Phenoconversion Due to Drug-Drug Interactions in CYP2C19 Genotyped Healthy Volunteers.

Abstract

To compensate for drug response variability, drug metabolism phenotypes are determined based on the results of genetic testing, and if necessary, drug dosages are adjusted. In some cases, discrepancies between predicted and observed phenotypes (phenoconversion) may occur due to drug-drug interactions caused by concomitant medications. We conducted a prospective, exploratory study to evaluate the risk of CYP2C19 phenoconversion in genotyped healthy volunteers exposed to CYP2C19 inhibitors. Three groups of volunteers were enrolled: CYP2C19 g-RM, g-NM, and g-IM (g- for genetically predicted). All volunteers received as CYP2C19 phenotyping substrate 10 mg omeprazole (OME) alone at the control session and in co-administration with CYP2C19 inhibitors: voriconazole 400 mg and fluvoxamine 50 mg in second and third study sessions, respectively. Phenoconversion occurred in over 80% of healthy volunteers, with variations among genotypic groups, revealing distinct proportions in response to fluvoxamine and voriconazole. Statistically significant differences were observed in mean metabolic ratios between CYP2C19 intermediate metabolizers (g-IMs) with *1/*2 and *2/*17 genotypes, with the *2/*17 group exhibiting lower ratios, and distinctions were noted between genotypic groups, emphasizing the impact of genetic variations on drug metabolism.
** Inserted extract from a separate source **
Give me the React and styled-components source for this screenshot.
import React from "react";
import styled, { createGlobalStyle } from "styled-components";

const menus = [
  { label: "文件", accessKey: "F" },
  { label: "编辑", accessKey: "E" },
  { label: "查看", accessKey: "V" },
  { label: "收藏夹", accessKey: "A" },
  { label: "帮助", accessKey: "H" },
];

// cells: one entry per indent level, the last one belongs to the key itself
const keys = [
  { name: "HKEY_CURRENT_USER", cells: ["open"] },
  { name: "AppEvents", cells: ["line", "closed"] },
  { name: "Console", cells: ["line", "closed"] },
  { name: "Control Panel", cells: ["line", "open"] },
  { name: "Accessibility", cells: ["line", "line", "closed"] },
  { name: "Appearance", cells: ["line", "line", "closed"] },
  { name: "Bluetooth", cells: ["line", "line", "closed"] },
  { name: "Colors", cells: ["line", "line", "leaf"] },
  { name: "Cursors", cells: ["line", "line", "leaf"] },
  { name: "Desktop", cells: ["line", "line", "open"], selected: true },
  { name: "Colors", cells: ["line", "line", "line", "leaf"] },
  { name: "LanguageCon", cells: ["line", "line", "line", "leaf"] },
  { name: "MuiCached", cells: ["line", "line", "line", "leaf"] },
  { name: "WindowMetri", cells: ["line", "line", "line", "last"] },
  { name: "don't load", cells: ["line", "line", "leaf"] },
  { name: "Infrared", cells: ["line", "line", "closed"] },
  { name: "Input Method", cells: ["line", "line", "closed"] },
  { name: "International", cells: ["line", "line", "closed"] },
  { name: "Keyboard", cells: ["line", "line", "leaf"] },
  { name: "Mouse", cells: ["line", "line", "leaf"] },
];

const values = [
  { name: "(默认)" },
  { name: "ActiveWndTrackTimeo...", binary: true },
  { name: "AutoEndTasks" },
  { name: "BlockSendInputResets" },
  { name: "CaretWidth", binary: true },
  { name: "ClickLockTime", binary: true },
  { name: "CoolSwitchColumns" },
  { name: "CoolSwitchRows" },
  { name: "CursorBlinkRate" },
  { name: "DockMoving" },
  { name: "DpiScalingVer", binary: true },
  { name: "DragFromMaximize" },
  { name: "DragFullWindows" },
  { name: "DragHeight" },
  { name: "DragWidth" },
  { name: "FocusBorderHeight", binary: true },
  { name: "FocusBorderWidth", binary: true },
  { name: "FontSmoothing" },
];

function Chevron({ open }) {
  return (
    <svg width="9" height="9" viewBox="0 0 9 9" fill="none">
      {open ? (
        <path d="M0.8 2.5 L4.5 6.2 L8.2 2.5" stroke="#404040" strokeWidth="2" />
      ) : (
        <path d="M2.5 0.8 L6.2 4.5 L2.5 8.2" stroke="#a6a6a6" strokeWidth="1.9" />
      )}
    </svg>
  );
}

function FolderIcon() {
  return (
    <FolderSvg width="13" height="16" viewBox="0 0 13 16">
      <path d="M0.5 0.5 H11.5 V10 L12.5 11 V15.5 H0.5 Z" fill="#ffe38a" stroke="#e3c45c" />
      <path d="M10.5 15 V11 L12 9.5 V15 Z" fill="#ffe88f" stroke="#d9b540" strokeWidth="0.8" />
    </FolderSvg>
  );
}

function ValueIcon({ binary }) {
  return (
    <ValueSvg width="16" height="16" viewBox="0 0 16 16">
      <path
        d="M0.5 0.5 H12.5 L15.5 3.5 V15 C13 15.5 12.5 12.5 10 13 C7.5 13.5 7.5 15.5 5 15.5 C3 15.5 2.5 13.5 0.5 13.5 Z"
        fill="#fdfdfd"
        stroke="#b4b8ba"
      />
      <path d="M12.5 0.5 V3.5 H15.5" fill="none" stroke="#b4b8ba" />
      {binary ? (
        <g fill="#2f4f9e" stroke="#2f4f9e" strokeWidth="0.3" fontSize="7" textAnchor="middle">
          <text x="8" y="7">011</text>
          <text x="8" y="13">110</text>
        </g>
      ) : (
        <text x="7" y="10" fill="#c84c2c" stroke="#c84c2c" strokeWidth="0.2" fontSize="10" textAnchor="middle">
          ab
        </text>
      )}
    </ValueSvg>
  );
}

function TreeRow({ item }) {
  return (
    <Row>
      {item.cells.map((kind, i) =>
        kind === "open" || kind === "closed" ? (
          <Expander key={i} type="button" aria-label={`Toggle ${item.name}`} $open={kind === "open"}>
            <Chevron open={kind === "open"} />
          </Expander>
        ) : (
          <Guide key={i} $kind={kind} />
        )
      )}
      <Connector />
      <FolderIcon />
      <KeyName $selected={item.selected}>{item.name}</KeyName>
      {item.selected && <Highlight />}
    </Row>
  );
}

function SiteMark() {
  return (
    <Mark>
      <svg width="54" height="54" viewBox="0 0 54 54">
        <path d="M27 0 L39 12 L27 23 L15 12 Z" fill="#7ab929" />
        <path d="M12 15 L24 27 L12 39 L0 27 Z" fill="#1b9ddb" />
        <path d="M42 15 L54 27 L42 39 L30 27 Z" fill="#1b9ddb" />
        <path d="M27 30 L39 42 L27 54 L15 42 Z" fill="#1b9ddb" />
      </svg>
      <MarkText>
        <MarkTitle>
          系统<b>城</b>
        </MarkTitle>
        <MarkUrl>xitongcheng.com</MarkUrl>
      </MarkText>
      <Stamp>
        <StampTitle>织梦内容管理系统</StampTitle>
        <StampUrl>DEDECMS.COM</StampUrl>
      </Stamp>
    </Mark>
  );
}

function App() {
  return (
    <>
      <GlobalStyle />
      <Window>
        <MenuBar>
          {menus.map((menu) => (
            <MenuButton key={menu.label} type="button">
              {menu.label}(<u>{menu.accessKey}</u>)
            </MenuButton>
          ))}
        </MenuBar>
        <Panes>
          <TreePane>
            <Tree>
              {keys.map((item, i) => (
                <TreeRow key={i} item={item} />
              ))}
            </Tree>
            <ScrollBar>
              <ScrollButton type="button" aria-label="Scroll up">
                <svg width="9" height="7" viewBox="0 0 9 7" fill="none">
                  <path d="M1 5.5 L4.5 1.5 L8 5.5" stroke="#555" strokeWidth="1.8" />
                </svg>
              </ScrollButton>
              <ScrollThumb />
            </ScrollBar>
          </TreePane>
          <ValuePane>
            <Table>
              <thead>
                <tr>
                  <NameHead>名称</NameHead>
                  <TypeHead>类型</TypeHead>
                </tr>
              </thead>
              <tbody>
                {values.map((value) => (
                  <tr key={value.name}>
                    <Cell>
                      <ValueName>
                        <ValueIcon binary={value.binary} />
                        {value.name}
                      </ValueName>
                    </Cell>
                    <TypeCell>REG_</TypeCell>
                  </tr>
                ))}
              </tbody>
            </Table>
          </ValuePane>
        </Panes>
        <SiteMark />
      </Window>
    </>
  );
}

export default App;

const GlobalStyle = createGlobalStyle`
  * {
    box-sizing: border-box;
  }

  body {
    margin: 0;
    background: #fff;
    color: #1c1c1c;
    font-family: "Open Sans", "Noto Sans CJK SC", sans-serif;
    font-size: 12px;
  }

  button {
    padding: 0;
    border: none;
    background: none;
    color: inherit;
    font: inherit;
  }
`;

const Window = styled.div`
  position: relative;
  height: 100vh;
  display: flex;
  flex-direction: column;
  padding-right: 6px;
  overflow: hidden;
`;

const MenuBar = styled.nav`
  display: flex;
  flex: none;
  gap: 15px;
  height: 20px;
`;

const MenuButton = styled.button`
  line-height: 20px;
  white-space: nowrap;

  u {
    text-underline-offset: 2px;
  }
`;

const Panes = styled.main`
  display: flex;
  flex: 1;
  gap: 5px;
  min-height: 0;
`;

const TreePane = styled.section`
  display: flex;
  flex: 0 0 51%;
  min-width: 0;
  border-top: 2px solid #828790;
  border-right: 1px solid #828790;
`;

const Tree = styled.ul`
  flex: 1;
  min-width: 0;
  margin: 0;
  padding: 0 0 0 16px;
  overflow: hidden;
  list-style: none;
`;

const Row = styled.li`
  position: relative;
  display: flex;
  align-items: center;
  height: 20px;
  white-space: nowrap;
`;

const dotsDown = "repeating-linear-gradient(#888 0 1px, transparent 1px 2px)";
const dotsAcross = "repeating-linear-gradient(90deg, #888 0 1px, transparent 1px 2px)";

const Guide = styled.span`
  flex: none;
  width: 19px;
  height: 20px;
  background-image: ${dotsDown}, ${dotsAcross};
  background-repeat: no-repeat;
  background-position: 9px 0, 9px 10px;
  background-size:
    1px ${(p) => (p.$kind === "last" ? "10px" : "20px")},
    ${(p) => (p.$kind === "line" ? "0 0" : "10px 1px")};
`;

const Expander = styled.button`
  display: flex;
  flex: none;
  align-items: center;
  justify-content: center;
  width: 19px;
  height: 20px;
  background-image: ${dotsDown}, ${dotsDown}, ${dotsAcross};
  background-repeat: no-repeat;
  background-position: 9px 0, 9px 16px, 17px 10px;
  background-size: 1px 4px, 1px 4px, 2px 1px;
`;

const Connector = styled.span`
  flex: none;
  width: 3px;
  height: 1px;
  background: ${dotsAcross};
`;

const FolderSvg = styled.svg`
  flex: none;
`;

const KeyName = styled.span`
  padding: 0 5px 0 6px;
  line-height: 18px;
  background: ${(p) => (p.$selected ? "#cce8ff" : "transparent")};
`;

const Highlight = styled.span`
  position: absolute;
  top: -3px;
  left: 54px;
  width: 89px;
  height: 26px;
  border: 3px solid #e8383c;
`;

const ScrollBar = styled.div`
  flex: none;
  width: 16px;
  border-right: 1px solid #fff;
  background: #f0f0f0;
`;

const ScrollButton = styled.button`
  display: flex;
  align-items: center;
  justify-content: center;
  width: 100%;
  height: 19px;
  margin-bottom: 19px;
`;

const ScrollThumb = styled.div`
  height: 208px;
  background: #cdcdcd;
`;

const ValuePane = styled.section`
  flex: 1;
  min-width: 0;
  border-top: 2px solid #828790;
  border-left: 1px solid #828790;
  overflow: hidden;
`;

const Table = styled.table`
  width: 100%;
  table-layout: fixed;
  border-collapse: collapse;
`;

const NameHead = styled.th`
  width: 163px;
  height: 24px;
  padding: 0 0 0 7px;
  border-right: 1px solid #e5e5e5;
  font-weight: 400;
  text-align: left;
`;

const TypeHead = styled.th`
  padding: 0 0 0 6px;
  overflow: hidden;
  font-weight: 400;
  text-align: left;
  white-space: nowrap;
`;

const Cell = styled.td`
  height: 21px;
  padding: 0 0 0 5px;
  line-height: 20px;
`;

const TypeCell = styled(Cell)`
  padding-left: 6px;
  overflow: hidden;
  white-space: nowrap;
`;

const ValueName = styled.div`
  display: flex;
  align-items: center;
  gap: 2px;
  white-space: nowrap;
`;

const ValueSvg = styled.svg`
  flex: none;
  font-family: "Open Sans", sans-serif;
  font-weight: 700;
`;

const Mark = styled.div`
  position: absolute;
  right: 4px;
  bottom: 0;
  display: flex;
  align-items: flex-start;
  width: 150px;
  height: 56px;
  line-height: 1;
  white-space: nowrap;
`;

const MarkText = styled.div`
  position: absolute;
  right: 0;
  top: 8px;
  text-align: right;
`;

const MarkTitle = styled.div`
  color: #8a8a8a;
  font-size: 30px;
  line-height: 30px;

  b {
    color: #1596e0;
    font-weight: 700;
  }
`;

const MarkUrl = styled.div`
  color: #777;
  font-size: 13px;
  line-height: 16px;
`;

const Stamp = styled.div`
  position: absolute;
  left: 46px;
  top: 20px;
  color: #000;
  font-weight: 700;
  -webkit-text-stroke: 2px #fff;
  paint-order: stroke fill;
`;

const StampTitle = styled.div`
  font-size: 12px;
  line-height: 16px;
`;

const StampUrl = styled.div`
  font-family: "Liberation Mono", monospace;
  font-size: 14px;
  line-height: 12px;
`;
When reclassified according to CYP2C19 baseline-measured phenotype into p-RM, p-NM, and p-IM (p- for measured phenotype), we observed 100% phenoconversion of p-RMs and a significant phenotype switch in p-NMs, p-IMs, and p-PMs after fluvoxamine and voriconazole, and complete phenoconversion of p-IMs to p-PMs on both inhibitors, emphasizing the impact of genetic variations on the vulnerability to CYP2C19 phenoconversion and the importance of considering both genotyping and phenotyping in predicting drug response.